Exploring the potential profits in fine-art printmaking.
By Clare Baker
For the past two years Muslin has been capturing her images with an 8.2-megapixel Canon EOS 20D digital SLR, but before that, she shot with a standard Nikon FM2 and then scanned the film with a Nikon Super CoolScan 4000 film scanner. Since 2000, Muslin has been outputting her images on an Epson Stylus Photo 2000P with archival inks, printing on both Epson matte presentation paper and watercolor paper.
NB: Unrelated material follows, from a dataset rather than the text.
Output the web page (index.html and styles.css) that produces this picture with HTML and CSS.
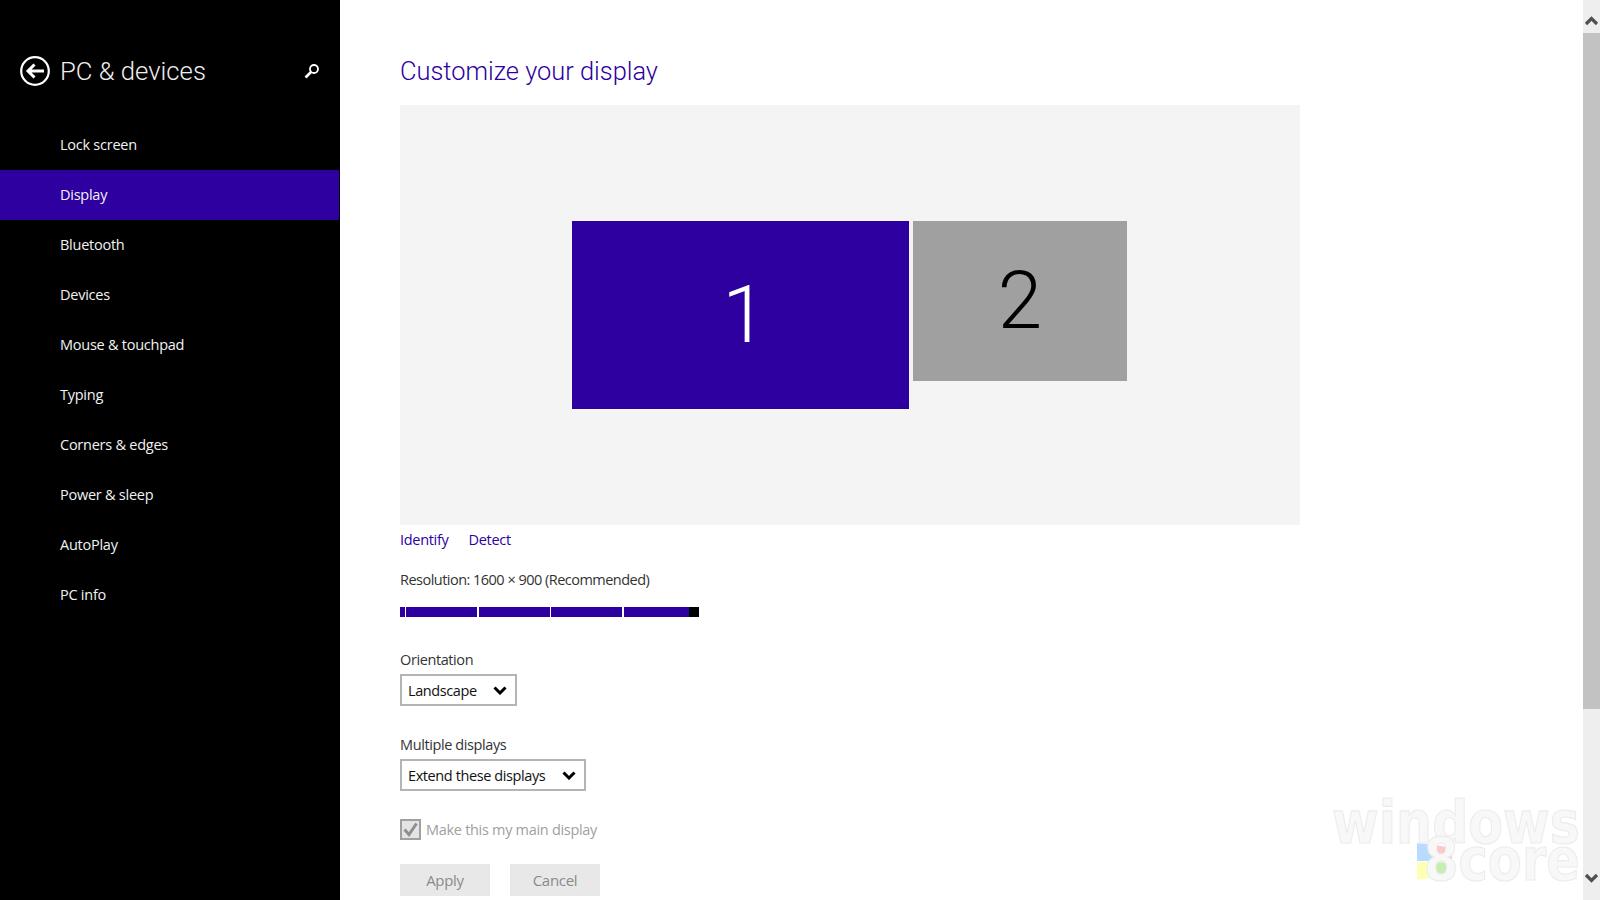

'I've run into very few problems printing my own work,' she says, crediting her education and her experience with digital printers for her success. While Muslin acknowledges that printing her own work can be time consuming, the major benefit for her is the control it provides. 'When I’m doing the printing myself, I’m in control. I don't have to go through a proofing process. If the color isn’t how it should look, I can adjust it right away. I don’t have to go anywhere. If I need something on the spur of the moment, I can make the print myself.'
The 2000P, however, limits Muslin to producing prints no larger than 13 x 19 inches, so in 2005 Muslin relinquished some of this control and began outsourcing the printing of her larger artworks. She turned to Brooklyn Editions (www.brooklyneditions.com), a small nearby shop, to print some of her pieces on canvas. At the time, the shop was using an Epson Stylus Pro 9600 with photographic dye inks, so there were some headaches that occasionally arose with the proofing process. 'Getting the final print to match the proofs I had output on my 2000P would sometimes involve various degrees of color adjustments and multiple proofs printed on canvas,' Muslin explains.
Also, she says, turning to an outside print provider means that the price at which she sells her final print has to be raised to offset the cost of printing-often to a price point that she might not otherwise choose had she output the print herself.